Transcribe, exactly as they appear, the line that contains "Rebuild this screenshot", the line that contains "number; name: string;", and every line in between, and nothing else.

-------- Given data

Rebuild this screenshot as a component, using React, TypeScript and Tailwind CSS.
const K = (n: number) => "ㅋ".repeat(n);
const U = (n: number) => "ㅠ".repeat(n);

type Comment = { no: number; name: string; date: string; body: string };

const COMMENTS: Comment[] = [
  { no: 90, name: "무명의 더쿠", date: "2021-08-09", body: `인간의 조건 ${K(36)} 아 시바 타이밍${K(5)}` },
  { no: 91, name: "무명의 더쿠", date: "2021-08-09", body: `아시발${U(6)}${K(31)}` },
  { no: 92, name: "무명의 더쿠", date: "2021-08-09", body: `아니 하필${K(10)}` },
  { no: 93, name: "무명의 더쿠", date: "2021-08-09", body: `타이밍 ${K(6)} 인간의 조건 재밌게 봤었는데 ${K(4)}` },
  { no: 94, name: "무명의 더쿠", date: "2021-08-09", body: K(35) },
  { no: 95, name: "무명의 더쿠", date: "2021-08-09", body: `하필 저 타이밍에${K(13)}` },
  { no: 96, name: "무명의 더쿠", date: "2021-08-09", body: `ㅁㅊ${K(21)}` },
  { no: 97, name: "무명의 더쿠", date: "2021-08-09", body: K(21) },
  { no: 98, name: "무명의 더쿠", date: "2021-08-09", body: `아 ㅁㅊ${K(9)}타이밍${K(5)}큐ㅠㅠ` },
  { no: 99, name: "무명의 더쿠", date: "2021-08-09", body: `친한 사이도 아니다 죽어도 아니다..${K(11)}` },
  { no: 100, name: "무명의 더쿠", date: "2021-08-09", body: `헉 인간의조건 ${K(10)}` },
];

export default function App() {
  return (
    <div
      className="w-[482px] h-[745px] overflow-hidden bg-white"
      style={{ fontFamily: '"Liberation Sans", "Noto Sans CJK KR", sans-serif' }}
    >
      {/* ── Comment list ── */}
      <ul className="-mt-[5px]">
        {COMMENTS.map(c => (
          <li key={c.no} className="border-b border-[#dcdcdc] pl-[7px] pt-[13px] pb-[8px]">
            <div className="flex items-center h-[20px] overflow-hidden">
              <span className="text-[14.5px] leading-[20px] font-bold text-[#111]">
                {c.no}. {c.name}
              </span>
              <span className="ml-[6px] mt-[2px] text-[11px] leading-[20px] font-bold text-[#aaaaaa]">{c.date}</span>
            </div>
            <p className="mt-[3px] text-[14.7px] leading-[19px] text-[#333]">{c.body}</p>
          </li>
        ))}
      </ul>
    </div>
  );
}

----------------
-------- Given data

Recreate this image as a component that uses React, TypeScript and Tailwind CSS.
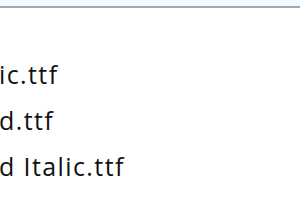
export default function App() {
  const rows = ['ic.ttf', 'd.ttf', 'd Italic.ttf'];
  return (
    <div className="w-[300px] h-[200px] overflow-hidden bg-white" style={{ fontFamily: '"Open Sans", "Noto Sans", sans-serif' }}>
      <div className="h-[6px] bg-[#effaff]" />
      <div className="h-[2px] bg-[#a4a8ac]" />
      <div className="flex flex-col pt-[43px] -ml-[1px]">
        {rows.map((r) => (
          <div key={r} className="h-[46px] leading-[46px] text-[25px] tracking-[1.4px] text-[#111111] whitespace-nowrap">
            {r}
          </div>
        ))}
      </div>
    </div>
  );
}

----------------

◆ **Output of the exercise**
Rebuild this screenshot as a component, using React, TypeScript and Tailwind CSS.
const K = (n: number) => "ㅋ".repeat(n);
const U = (n: number) => "ㅠ".repeat(n);

type Comment = { no: number; name: string; date: string; body: string };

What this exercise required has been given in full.